§ Required task
Quote the listing in full, exactly as given, minus any pictures.

§ Dataset excerpt
☆ ☆ ☆

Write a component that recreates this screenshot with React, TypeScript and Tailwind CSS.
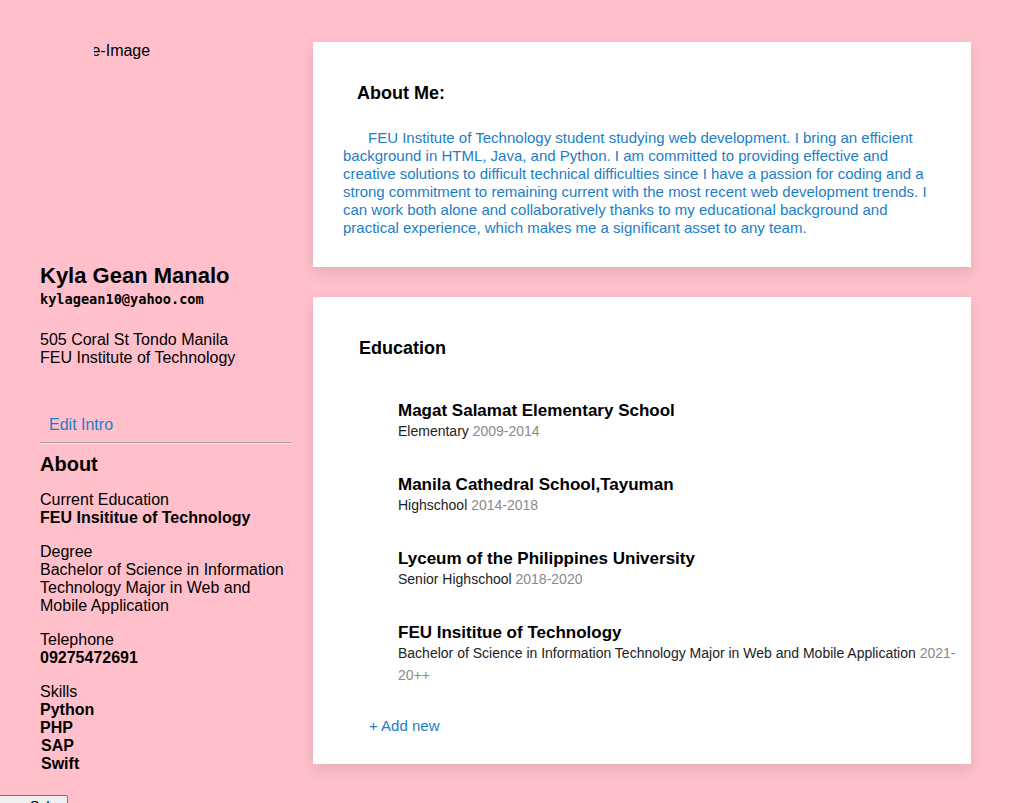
export default function App() {
  const schools = [
    { name: "Magat Salamat Elementary School", level: "Elementary", years: "2009-2014" },
    { name: "Manila Cathedral School,Tayuman", level: "Highschool", years: "2014-2018" },
    { name: "Lyceum of the Philippines University", level: "Senior Highschool", years: "2018-2020" },
    {
      name: "FEU Insititue of Technology",
      level: "Bachelor of Science in Information Technology Major in Web and Mobile Application",
      years: "2021-20++",
    },
  ];

  return (
    <div className="min-h-screen w-full bg-[#ffc0cb] font-['Liberation_Sans',Arial,sans-serif] text-black overflow-hidden">
      <div className="flex pt-[42px] pl-[40px] gap-[22px]">
        {/* Left column */}
        <div className="w-[251px] shrink-0">
          {/* broken profile image, alt text only */}
          <div className="h-[221px]">
            <div className="ml-[54px] w-[80px] overflow-hidden">
              <span className="block -ml-[39px] text-[16px] leading-[18px] whitespace-nowrap">Profile-Image</span>
            </div>
          </div>

          <h2 className="text-[22px] leading-[26px] font-bold">Kyla Gean Manalo</h2>
          <p className="mt-[2px] font-['DejaVu_Sans_Mono',monospace] font-bold text-[13.6px] leading-[16px]">
            kylagean10@yahoo.com
          </p>

          <p className="mt-[24px] text-[16px] leading-[18px]">
            505 Coral St Tondo Manila
            <br />
            FEU Institute of Technology
          </p>

          <a className="block mt-[49px] pl-[9px] text-[16px] leading-[18px] text-[#1c7ec6]">Edit Intro</a>
          <div className="mt-[8px] h-[2px] border-t border-t-[#9c9c9c] border-b border-b-[#e8e8e8]" />

          <h3 className="mt-[8px] text-[20px] leading-[24px] font-bold">About</h3>

          <div className="mt-[15px] flex flex-col gap-[16px] text-[16px] leading-[18px]">
            <div>
              <p>Current Education</p>
              <p className="font-bold">FEU Insititue of Technology</p>
            </div>
            <div>
              <p>Degree</p>
              <p>Bachelor of Science in Information Technology Major in Web and Mobile Application</p>
            </div>
            <div>
              <p>Telephone</p>
              <p className="font-bold">09275472691</p>
            </div>
            <div>
              <p>Skills</p>
              <p className="font-bold">Python</p>
              <p className="font-bold">PHP</p>
              <p className="font-bold pl-[1px]">SAP</p>
              <p className="font-bold pl-[1px]">Swift</p>
            </div>
          </div>

          <button className="mt-[22px] -ml-[68px] block whitespace-nowrap bg-[#efefef] border border-[#767676] rounded-[2px] px-[6px] py-[1px] text-[13.33px] leading-[17px]">
            Change Color
          </button>
        </div>

        {/* Right column */}
        <div className="w-[658px] shrink-0 flex flex-col gap-[30px]">
          <section className="bg-white shadow-[0_6px_14px_rgba(0,0,0,0.1)] px-[30px] pt-[40px] pb-[30px]">
            <h3 className="pl-[14px] text-[18px] leading-[22px] font-bold">About Me:</h3>
            <p className="mt-[25px] text-[15px] leading-[18px] text-[#1c7ec6] indent-[25px]">
              FEU Institute of Technology student studying web development. I bring an efficient background in
              HTML, Java, and Python. I am committed to providing effective and creative solutions to difficult
              technical difficulties since I have a passion for coding and a strong commitment to remaining current
              with the most recent web development trends. I can work both alone and collaboratively thanks to my
              educational background and practical experience, which makes me a significant asset to any team.
            </p>
          </section>

          <section className="bg-white shadow-[0_6px_14px_rgba(0,0,0,0.1)] pt-[40px] pb-[29px]">
            <h3 className="pl-[46px] text-[18px] leading-[22px] font-bold">Education</h3>
            <div className="mt-[41px] pl-[85px] pr-[13px] flex flex-col gap-[32px]">
              {schools.map((s, i) => (
                <div key={i}>
                  <p className="pt-[1px] text-[17px] leading-[19px] font-bold">{s.name}</p>
                  <p className="text-[14px] leading-[22px] text-[#222]">
                    {s.level} <span className="text-[#8a8a8a]">{s.years}</span>
                  </p>
                </div>
              ))}
            </div>
            <a className="block mt-[31px] pl-[56px] text-[15px] leading-[18px] text-[#1c7ec6]">+ Add new</a>
          </section>
        </div>
      </div>
    </div>
  );
}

☆ ☆ ☆

§ Reply
Write a component that recreates this screenshot with React, TypeScript and Tailwind CSS.
export default function App() {
  const schools = [
    { name: "Magat Salamat Elementary School", level: "Elementary", years: "2009-2014" },
    { name: "Manila Cathedral School,Tayuman", level: "Highschool", years: "2014-2018" },
    { name: "Lyceum of the Philippines University", level: "Senior Highschool", years: "2018-2020" },
    {
      name: "FEU Insititue of Technology",
      level: "Bachelor of Science in Information Technology Major in Web and Mobile Application",
      years: "2021-20++",
    },
  ];

  return (
    <div className="min-h-screen w-full bg-[#ffc0cb] font-['Liberation_Sans',Arial,sans-serif] text-black overflow-hidden">
      <div className="flex pt-[42px] pl-[40px] gap-[22px]">
        {/* Left column */}
        <div className="w-[251px] shrink-0">
          {/* broken profile image, alt text only */}
          <div className="h-[221px]">
            <div className="ml-[54px] w-[80px] overflow-hidden">
              <span className="block -ml-[39px] text-[16px] leading-[18px] whitespace-nowrap">Profile-Image</span>
            </div>
          </div>

          <h2 className="text-[22px] leading-[26px] font-bold">Kyla Gean Manalo</h2>
          <p className="mt-[2px] font-['DejaVu_Sans_Mono',monospace] font-bold text-[13.6px] leading-[16px]">
            kylagean10@yahoo.com
          </p>

          <p className="mt-[24px] text-[16px] leading-[18px]">
            505 Coral St Tondo Manila
            <br />
            FEU Institute of Technology
          </p>

          <a className="block mt-[49px] pl-[9px] text-[16px] leading-[18px] text-[#1c7ec6]">Edit Intro</a>
          <div className="mt-[8px] h-[2px] border-t border-t-[#9c9c9c] border-b border-b-[#e8e8e8]" />

          <h3 className="mt-[8px] text-[20px] leading-[24px] font-bold">About</h3>

          <div className="mt-[15px] flex flex-col gap-[16px] text-[16px] leading-[18px]">
            <div>
              <p>Current Education</p>
              <p className="font-bold">FEU Insititue of Technology</p>
            </div>
            <div>
              <p>Degree</p>
              <p>Bachelor of Science in Information Technology Major in Web and Mobile Application</p>
            </div>
            <div>
              <p>Telephone</p>
              <p className="font-bold">09275472691</p>
            </div>
            <div>
              <p>Skills</p>
              <p className="font-bold">Python</p>
              <p className="font-bold">PHP</p>
              <p className="font-bold pl-[1px]">SAP</p>
              <p className="font-bold pl-[1px]">Swift</p>
            </div>
          </div>

          <button className="mt-[22px] -ml-[68px] block whitespace-nowrap bg-[#efefef] border border-[#767676] rounded-[2px] px-[6px] py-[1px] text-[13.33px] leading-[17px]">
            Change Color
          </button>
        </div>

        {/* Right column */}
        <div className="w-[658px] shrink-0 flex flex-col gap-[30px]">
          <section className="bg-white shadow-[0_6px_14px_rgba(0,0,0,0.1)] px-[30px] pt-[40px] pb-[30px]">
            <h3 className="pl-[14px] text-[18px] leading-[22px] font-bold">About Me:</h3>
            <p className="mt-[25px] text-[15px] leading-[18px] text-[#1c7ec6] indent-[25px]">
              FEU Institute of Technology student studying web development. I bring an efficient background in
              HTML, Java, and Python. I am committed to providing effective and creative solutions to difficult
              technical difficulties since I have a passion for coding and a strong commitment to remaining current
              with the most recent web development trends. I can work both alone and collaboratively thanks to my
              educational background and practical experience, which makes me a significant asset to any team.
            </p>
          </section>

          <section className="bg-white shadow-[0_6px_14px_rgba(0,0,0,0.1)] pt-[40px] pb-[29px]">
            <h3 className="pl-[46px] text-[18px] leading-[22px] font-bold">Education</h3>
            <div className="mt-[41px] pl-[85px] pr-[13px] flex flex-col gap-[32px]">
              {schools.map((s, i) => (
                <div key={i}>
                  <p className="pt-[1px] text-[17px] leading-[19px] font-bold">{s.name}</p>
                  <p className="text-[14px] leading-[22px] text-[#222]">
                    {s.level} <span className="text-[#8a8a8a]">{s.years}</span>
                  </p>
                </div>
              ))}
            </div>
            <a className="block mt-[31px] pl-[56px] text-[15px] leading-[18px] text-[#1c7ec6]">+ Add new</a>
          </section>
        </div>
      </div>
    </div>
  );
}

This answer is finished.